Cardinal Health has signed on as a distributor of IRE ELiT’s Gallium-68 generators, the availability of which is expected to help reduce the shortage of such solutions and the challenges created for nuclear medical imaging due to their lack of availability.
The radiopharmaceutical giant signed on to distribute the Galli Eo generators following its FDA clearance back in late September, the approval of which makes IRE ELiT’s product the second type of Gallium-68 generator available to clinicians after that of Eckert & Ziegler.
“Until September 28, 2018, Eckert & Ziegler was the only approved 68-Ga generator for NETSPOT, a kit for the preparation of gallium 68-Ga dotatate injection, an FDA-approved radiopharmaceutical,” Wayne Boudreaux, director of Pharmacy Operations at Cardinal Health, told HCB News. “But the wait time to get one of these generators is 14-18 months, with the solution expiring after 12 months of use. This has created a widespread shortage in the industry, which includes rolling closures throughout the market. With the IRE-ELiT generator, we’re optimistic about the supply of 68-Ga increasing and the shortage improving as supply normalizes.”
Demand for 68-GA dotatate injections (NETSPOT) has grown since the approval of E&Z’s generators in 2016, with imaging providers seeking them for the treatment of adult and pediatric patients with neuroendocrine tumors, due to their patient-friendly regimen as an injection, ability to reduce imaging exams to approximately three hours, and their coverage by payors. The substance is the diagnostic half of a theranostics paring that enables tumor diagnosis on PET scans. It's companion drug, Lu-177 dotatate (Leutathera), fulfills the therapeutic part by allowing targeting of tumors.
But the long wait times for E&Z generators and their expiration in one year (or upon hitting its 400-elution limit) have forced distributors to implement self-imposed blackouts for NETSPOT doses, creating insufficient supplies and delaying procedures. While E&Z plans to expand production with the construction of a new facility, manufacturing is not slated to commence there until mid-2019.
IRE ELiT has already begun production on the first of its Galli Eo generators to move the product to market as fast as possible and help alleviate the shortage. Prior to its clearance, the Society of Nuclear Medicine and Molecular Imaging (SNMMI) called for deployment of the IRE ELiT generators to be approved
, as one of three proposed solutions for tackling the shortage.
It also proposed placing a temporary exemption to the 400-elution limit of generators almost immediately, and for the use of cyclotron-generated gallium with an acqueous target to increase production at mostly academic sites for the next three to six months to relieve the need for a GMP-grade generator in particular locations.
Another aspect is raising awareness and educating radiopharmacies about these generators and how they can apply for the appropriate licensure status with the Nuclear Regulatory Commission and applicable state regulatory bodies to obtain and use them.
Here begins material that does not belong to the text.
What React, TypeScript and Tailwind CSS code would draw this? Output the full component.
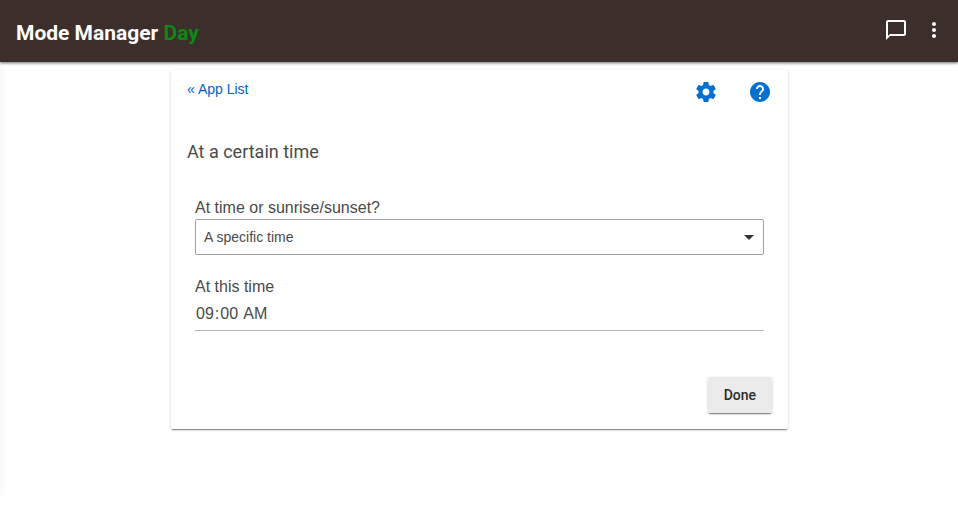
import { useState } from "react";

function Header() {
  return (
    <header className="relative z-10 flex h-[62px] items-center justify-between bg-[#3c2e2b] pr-3 pb-0.5 pl-4 shadow-[0_1px_3px_rgba(0,0,0,0.6)]">
      <h1 className="pt-1.5 font-['Roboto',sans-serif] text-[21px] leading-7 font-bold text-white">
        Mode Manager <span className="text-[#088a14]">Day</span>
      </h1>
      <div className="flex items-center gap-[14px]">
        <button type="button" aria-label="Messages" className="text-white">
          <svg viewBox="0 0 24 24" className="size-6" fill="currentColor">
            <path d="M20 2H4c-1.100 0-2 .9-2 2v18l4-4h14c1.100 0 2-.9 2-2V4c0-1.100-.9-2-2-2zm0 14H6l-2 2V4h16v12z" />
          </svg>
        </button>
        <button type="button" aria-label="More options" className="text-white">
          <svg viewBox="0 0 24 24" className="size-6" fill="currentColor">
            <path d="M12 8c1.100 0 2-.9 2-2s-.9-2-2-2-2 .9-2 2 .9 2 2 2zm0 2c-1.100 0-2 .9-2 2s.9 2 2 2 2-.9 2-2-.9-2-2-2zm0 6c-1.100 0-2 .9-2 2s.9 2 2 2 2-.9 2-2-.9-2-2-2z" />
          </svg>
        </button>
      </div>
    </header>
  );
}

function CardActions() {
  return (
    <div className="flex gap-[30px] text-[#0070d2]">
      <button type="button" aria-label="Settings">
        <svg viewBox="0 0 24 24" className="size-6" fill="currentColor">
          <path d="M19.430 12.980c.04-.32.070-.64.070-.98s-.03-.66-.07-.98l2.110-1.650c.19-.15.240-.42.120-.64l-2-3.460c-.12-.22-.39-.3-.61-.22l-2.490 1c-.52-.4-1.080-.73-1.690-.98l-.38-2.650C14.460 2.180 14.250 2 14 2h-4c-.25 0-.46.180-.49.420l-.38 2.650c-.61.250-1.170.590-1.690.98l-2.490-1c-.23-.09-.49 0-.61.220l-2 3.460c-.13.220-.07.490.120.640l2.110 1.650c-.04.320-.07.650-.07.980s.03.660.070.980l-2.110 1.650c-.19.150-.24.420-.12.640l2 3.460c.12.220.390.300.610.220l2.490-1c.52.400 1.080.730 1.690.980l.38 2.650c.03.240.240.420.490.420h4c.25 0 .46-.18.490-.42l.38-2.650c.61-.25 1.170-.59 1.690-.98l2.490 1c.23.090.490 0 .610-.22l2-3.460c.12-.22.070-.49-.12-.64l-2.110-1.650zM12 15.500c-1.930 0-3.500-1.570-3.500-3.500s1.570-3.500 3.500-3.500 3.500 1.570 3.500 3.500-1.570 3.500-3.500 3.500z" />
        </svg>
      </button>
      <button type="button" aria-label="Help">
        <svg viewBox="0 0 24 24" className="size-6" fill="currentColor">
          <path d="M12 2C6.480 2 2 6.480 2 12s4.480 10 10 10 10-4.480 10-10S17.520 2 12 2zm1 17h-2v-2h2v2zm2.070-7.750l-.9.920C13.450 12.900 13 13.500 13 15h-2v-.5c0-1.100.450-2.100 1.170-2.830l1.240-1.260c.37-.36.590-.86.590-1.410 0-1.100-.9-2-2-2s-2 .9-2 2H8c0-2.210 1.790-4 4-4s4 1.790 4 4c0 .88-.36 1.680-.93 2.250z" />
        </svg>
      </button>
    </div>
  );
}

export default function App() {
  const [trigger, setTrigger] = useState("specific");
  const [time, setTime] = useState("09:00");

  return (
    <div className="min-h-screen bg-white font-['Liberation_Sans',Arial,sans-serif] text-[#4a4a4a]">
      <Header />
      <div className="flex">
        <aside className="mr-px -ml-px h-[434px] w-px shadow-[0_0_6px_rgba(0,0,0,0.2)]" />
        <main className="flex-1 py-2">
          <form
            className="mx-auto flex w-full max-w-[617px] flex-col rounded-xs bg-white p-4 pt-[10px] shadow-[0_2px_1px_-1px_rgba(0,0,0,0.4),0_1px_3px_rgba(0,0,0,0.22)]"
            onSubmit={(e) => e.preventDefault()}
          >
            <div className="flex items-start justify-between">
              <a href="#apps" className="text-sm leading-[18px] text-[#0063c6]">
                « App List
              </a>
              <CardActions />
            </div>
            <h2 className="mt-9 font-['Roboto',sans-serif] text-lg leading-6">
              At a certain time
            </h2>
            <div className="mt-[33px] flex flex-col px-2">
              <label htmlFor="trigger" className="text-base leading-[22px]">
                At time or sunrise/sunset?
              </label>
              <div className="relative">
                <select
                  id="trigger"
                  value={trigger}
                  onChange={(e) => setTrigger(e.target.value)}
                  className="block h-9 w-full appearance-none rounded-xs border border-[#a0a0a0] bg-white pr-8 pl-2 text-sm"
                >
                  <option value="specific">A specific time</option>
                  <option value="sunrise">Sunrise</option>
                  <option value="sunset">Sunset</option>
                </select>
                <svg
                  viewBox="0 0 10 5"
                  className="pointer-events-none absolute top-4 right-[10px] h-[5px] w-[10px]"
                  fill="#333333"
                >
                  <path d="M0 0h10L5 5z" />
                </svg>
              </div>
              <label htmlFor="time" className="mt-[21px] text-base leading-[22px]">
                At this time
              </label>
              <input
                id="time"
                type="time"
                value={time}
                onChange={(e) => setTime(e.target.value)}
                className="h-[33px] w-full border-b border-[#b5b5b5] text-base outline-none [&::-webkit-calendar-picker-indicator]:hidden"
              />
            </div>
            <button
              type="submit"
              className="mt-[46px] h-9 self-end rounded-xs bg-[#ebebeb] px-4 font-['Roboto',sans-serif] text-sm font-medium text-[#2b2b2b] shadow-[0_2px_1px_-1px_rgba(0,0,0,0.4),0_1px_3px_rgba(0,0,0,0.22)]"
            >
              Done
            </button>
          </form>
        </main>
      </div>
    </div>
  );
}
“The market is demanding quick access, but the licensing process, focused primarily on public safety, can take time to address with new technology, and timing may vary between different jurisdictions,” he said. “When regulators seek feedback from their licensed stakeholders, Cardinal Health offers its experience and expertise to encourage discussions on comprehensive and efficient regulatory procedures, with standardization and consistency across the different regulatory bodies, when possible.”
The NETSPOT scan is required for the administration of Lutathera, the only therapeutic for treating neuroendocrine tumors. The U.S. Advanced Accelerator Applications (AAA) has rapidly adopted NETSPOT, expanding the network of pharmacies distributing it and raising demand for it among imaging providers to 500 as of June 2018.
Distribution of the generators is expected to begin prior to the end of 2018.